*Goal of the exercise*. Among the entries that follow, tally the lines with the string "this". Give no more than the number.

———

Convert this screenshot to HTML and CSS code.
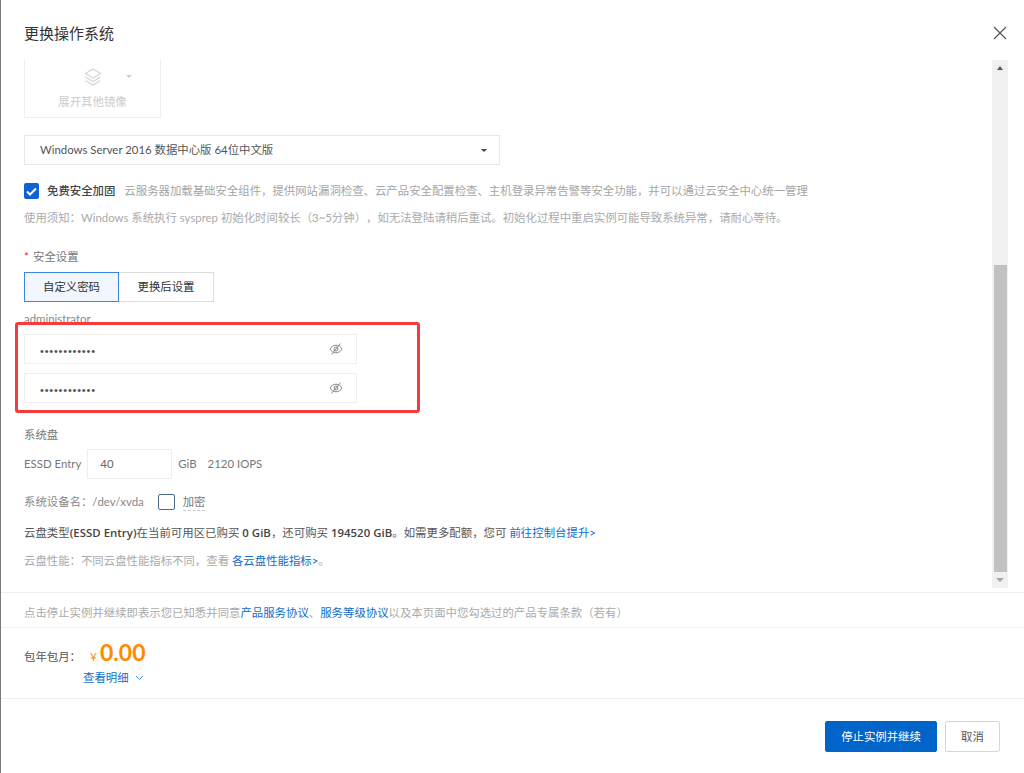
FILE: index.html
```html
<!DOCTYPE html>
<html lang="zh-CN">
<head>
<meta charset="utf-8">
<title>更换操作系统</title>
<link rel="stylesheet" href="styles.css">
</head>
<body>
<div class="dialog">
  <header class="head">
    <h1 class="title">更换操作系统</h1>
    <svg class="close" width="14" height="14" viewBox="0 0 14 14"><path d="M1 1l12 12M13 1L1 13" stroke="#555" stroke-width="1.2" fill="none"/></svg>
  </header>
  <div class="body">
    <div class="content">
      <div class="image-card">
        <div class="image-top">
          <svg class="layers" width="20" height="20" viewBox="0 0 20 20" fill="none" stroke="#d4d4d4" stroke-width="1.1"><path d="M10 2l7.500 4.500L10 11 2.500 6.500z"/><path d="M2.500 10L10 14.500 17.500 10"/><path d="M2.500 13.500L10 18l7.500-4.500"/></svg>
          <span class="caret caret-light"></span>
        </div>
        <div class="image-label">展开其他镜像</div>
      </div>
      <div class="select">
        <span>Windows Server 2016 数据中心版 64位中文版</span>
        <span class="caret caret-dark"></span>
      </div>
      <div class="harden">
        <span class="check-on"><svg width="11" height="9" viewBox="0 0 11 9"><path d="M1 4.500l3 3 6-6" stroke="#fff" stroke-width="2" fill="none"/></svg></span>
        <strong class="harden-name">免费安全加固</strong>
        <span class="muted">云服务器加载基础安全组件，提供网站漏洞检查、云产品安全配置检查、主机登录异常告警等安全功能，并可以通过云安全中心统一管理</span>
      </div>
      <p class="notice muted">使用须知：Windows 系统执行 sysprep 初始化时间较长（3~5分钟），如无法登陆请稍后重试。初始化过程中重启实例可能导致系统异常，请耐心等待。</p>
      <div class="sec-label"><span class="star">*</span>安全设置</div>
      <div class="tabs">
        <div class="tab tab-on">自定义密码</div>
        <div class="tab tab-off">更换后设置</div>
      </div>
      <div class="user">administrator</div>
      <div class="pw-group">
        <div class="pw"><span class="dots">••••••••••••</span><svg width="14" height="14" viewBox="0 0 14 14" fill="none" stroke="#888" stroke-width="1"><path d="M1 7c1.500-2.500 3.500-3.800 6-3.800S11.500 4.500 13 7c-1.500 2.500-3.500 3.800-6 3.800S2.500 9.500 1 7z"/><circle cx="7" cy="7" r="2"/><path d="M2.500 12.500l9-11"/></svg></div>
        <div class="pw"><span class="dots">••••••••••••</span><svg width="14" height="14" viewBox="0 0 14 14" fill="none" stroke="#888" stroke-width="1"><path d="M1 7c1.500-2.500 3.500-3.800 6-3.800S11.500 4.500 13 7c-1.500 2.500-3.500 3.800-6 3.800S2.500 9.500 1 7z"/><circle cx="7" cy="7" r="2"/><path d="M2.500 12.500l9-11"/></svg></div>
        <div class="redbox"></div>
      </div>
      <div class="disk-title">系统盘</div>
      <div class="disk-row">
        <span>ESSD Entry</span>
        <span class="size-input">40</span>
        <span class="gib">GiB</span>
        <span class="iops">2120 IOPS</span>
      </div>
      <div class="device-row">
        <span>系统设备名：/dev/xvda</span>
        <span class="check-off"></span>
        <span class="encrypt">加密</span>
      </div>
      <p class="quota">云盘类型<b>(ESSD Entry)</b>在当前可用区已购买 <b>0 GiB</b>，还可购买 <b>194520 GiB</b>。如需更多配额，您可 <a class="link">前往控制台提升&gt;</a></p>
      <p class="perf muted">云盘性能：不同云盘性能指标不同，查看 <a class="link">各云盘性能指标&gt;</a>。</p>
    </div>
    <div class="scrollbar">
      <span class="arrow-up"></span>
      <div class="thumb"></div>
      <span class="arrow-down"></span>
    </div>
  </div>
  <div class="agree muted">点击停止实例并继续即表示您已知悉并同意<a class="link">产品服务协议</a>、<a class="link">服务等级协议</a>以及本页面中您勾选过的产品专属条款（若有）</div>
  <div class="price">
    <div class="price-row">
      <span class="price-label">包年包月：</span>
      <span class="yen">¥</span><span class="amount">0.00</span>
    </div>
    <div class="detail"><a class="link">查看明细</a><svg width="9" height="6" viewBox="0 0 9 6"><path d="M1 1l3.500 3.500L8 1" stroke="#4a8fd8" fill="none"/></svg></div>
  </div>
  <footer class="foot">
    <button class="btn btn-primary">停止实例并继续</button>
    <button class="btn btn-cancel">取消</button>
  </footer>
</div>
</body>
</html>
```
FILE: styles.css
```css
* { box-sizing: border-box; }
html, body { margin: 0; height: 100%; }
body {
  background: #7a7a7a;
  padding-left: 1px;
  font-family: "Lato", "Noto Sans CJK SC", sans-serif;
  font-size: 11.4px;
  line-height: 18px;
  color: #666;
  text-spacing-trim: space-all;
}
.dialog { height: 773px; background: #fff; display: flex; flex-direction: column; overflow: hidden; }
.head { height: 60px; flex: none; display: flex; align-items: center; justify-content: space-between; padding: 6px 17px 0 23px; }
.title { margin: 0; font-size: 15px; font-weight: 400; color: #333; line-height: 20px; }
.body { height: 533px; flex: none; display: flex; border-bottom: 1px solid #eee; padding-right: 15px; }
.content { flex: 1; padding: 0 0 0 23px; min-width: 0; }
.image-card { width: 137px; height: 58px; border: 1px solid #eee; border-top: 0; margin-bottom: 17px; text-align: center; color: #ccc; }
.image-top { height: 33px; display: flex; align-items: center; padding: 0 0 0 58px; }
.layers { flex: none; }
.caret { display: block; width: 0; height: 0; border-left: 3px solid transparent; border-right: 3px solid transparent; }
.caret-light { border-top: 3px solid #ccc; margin-left: 23px; }
.caret-dark { border-top: 3px solid #444; }
.image-label { line-height: 18px; margin-top: 0; }
.select { width: 476px; height: 30px; border: 1px solid #e8e8e8; display: flex; align-items: center; justify-content: space-between; padding: 0 12px 0 15px; color: #555; margin-bottom: 17px; }
.harden { display: flex; align-items: center; height: 18px; white-space: nowrap; }
.check-on { width: 15px; height: 16px; background: #0f62d6; border-radius: 2px; display: flex; align-items: center; justify-content: center; flex: none; }
.harden-name { font-weight: 500; color: #444; margin: 0 9px 0 8px; }
.muted { color: #aaa; }
.harden .muted { color: #a5a5a5; }
.notice { margin: 9px 0 0; white-space: nowrap; }
.sec-label { margin-top: 21px; color: #777; display: flex; }
.star { color: #e22; width: 9px; }
.tabs { display: flex; margin-top: 6px; }
.tab { width: 95px; height: 30px; display: flex; align-items: center; justify-content: center; color: #333; }
.tab-on { background: #f2f7ff; border: 1px solid #3a86e8; }
.tab-off { border: 1px solid #ddd; border-left: 0; }
.user { margin-top: 8px; color: #888; line-height: 18px; }
.pw-group { position: relative; margin-top: 6px; width: 333px; display: flex; flex-direction: column; gap: 9px; }
.pw { height: 30px; border: 1px solid #eee; display: flex; align-items: center; justify-content: space-between; padding: 0 13px 0 15px; }
.dots { font-family: "Liberation Sans", sans-serif; font-size: 11px; letter-spacing: 0.8px; color: #555; padding-top: 3px; }
.redbox { position: absolute; left: -9px; top: -12px; width: 405px; height: 91px; border: 3px solid #f53c3c; border-radius: 3px; }
.disk-title { margin-top: 23px; color: #777; }
.disk-row { display: flex; align-items: center; height: 30px; margin-top: 5px; color: #777; }
.size-input { width: 85px; height: 30px; border: 1px solid #eee; border-radius: 1px; margin-left: 6px; padding: 5px 12px; line-height: 18px; color: #666; }
.gib { margin-left: 6px; }
.iops { margin-left: 11px; }
.device-row { display: flex; align-items: center; height: 18px; margin-top: 14px; color: #888; }
.check-off { width: 17px; height: 16px; border: 1px solid #4a6a90; border-radius: 2px; margin-left: 14px; }
.encrypt { margin-left: 8px; border-bottom: 1px dashed #ccc; line-height: 16px; color: #777; }
.quota { margin: 13px 0 0; color: #555; white-space: nowrap; letter-spacing: 0.03px; }
.quota b { font-family: "Open Sans", "Noto Sans CJK SC", sans-serif; font-weight: 600; color: #444; }
.link { color: #0f6dcc; }
.perf { margin: 10px 0 0; }
.scrollbar { width: 16px; height: 528px; flex: none; background: #f1f1f1; display: flex; flex-direction: column; align-items: center; margin-left: -1px; margin-right: 1px; }
.thumb { width: 13px; height: 307px; margin-top: 195px; background: #c1c1c1; margin-bottom: auto; }
.arrow-up { margin-top: 6px; width: 0; height: 0; border-left: 3px solid transparent; border-right: 3px solid transparent; border-top: 0; border-bottom: 4px solid #555; }
.arrow-down { margin-bottom: 6px; width: 0; height: 0; border-left: 4px solid transparent; border-right: 4px solid transparent; border-top: 4px solid #a8a8a8; }
.agree { height: 35px; flex: none; padding: 6px 0 0 23px; display: flex; align-items: center; border-bottom: 1px solid #eee; white-space: pre; }
.price { height: 71px; flex: none; border-bottom: 1px solid #eee; padding: 8px 0 0 23px; }
.price-row { display: flex; align-items: baseline; height: 32px; }
.price-label { width: 66px; color: #555; }
.yen { color: #f98e1c; font-size: 12px; width: 10px; }
.amount { color: #ff8a00; font-size: 23px; font-weight: 700; line-height: 32px; }
.detail { display: flex; align-items: center; margin: 1px 0 0 59px; gap: 6px; height: 18px; }
.foot { flex: 1; display: flex; justify-content: flex-end; align-items: flex-start; gap: 8px; padding: 22px 24px 0 0; }
.btn { height: 31px; font: inherit; border-radius: 2px; cursor: pointer; }
.btn-primary { width: 112px; background: #0064c8; border: 1px solid #0064c8; color: #fff; }
.btn-cancel { width: 55px; background: #fff; border: 1px solid #d6d6d6; color: #555; }
```
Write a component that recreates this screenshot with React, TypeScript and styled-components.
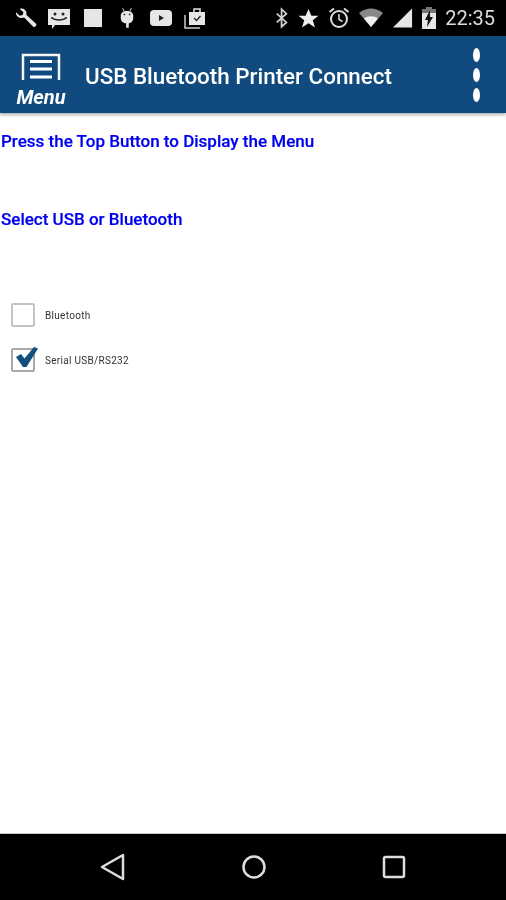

———

*Reply*. 2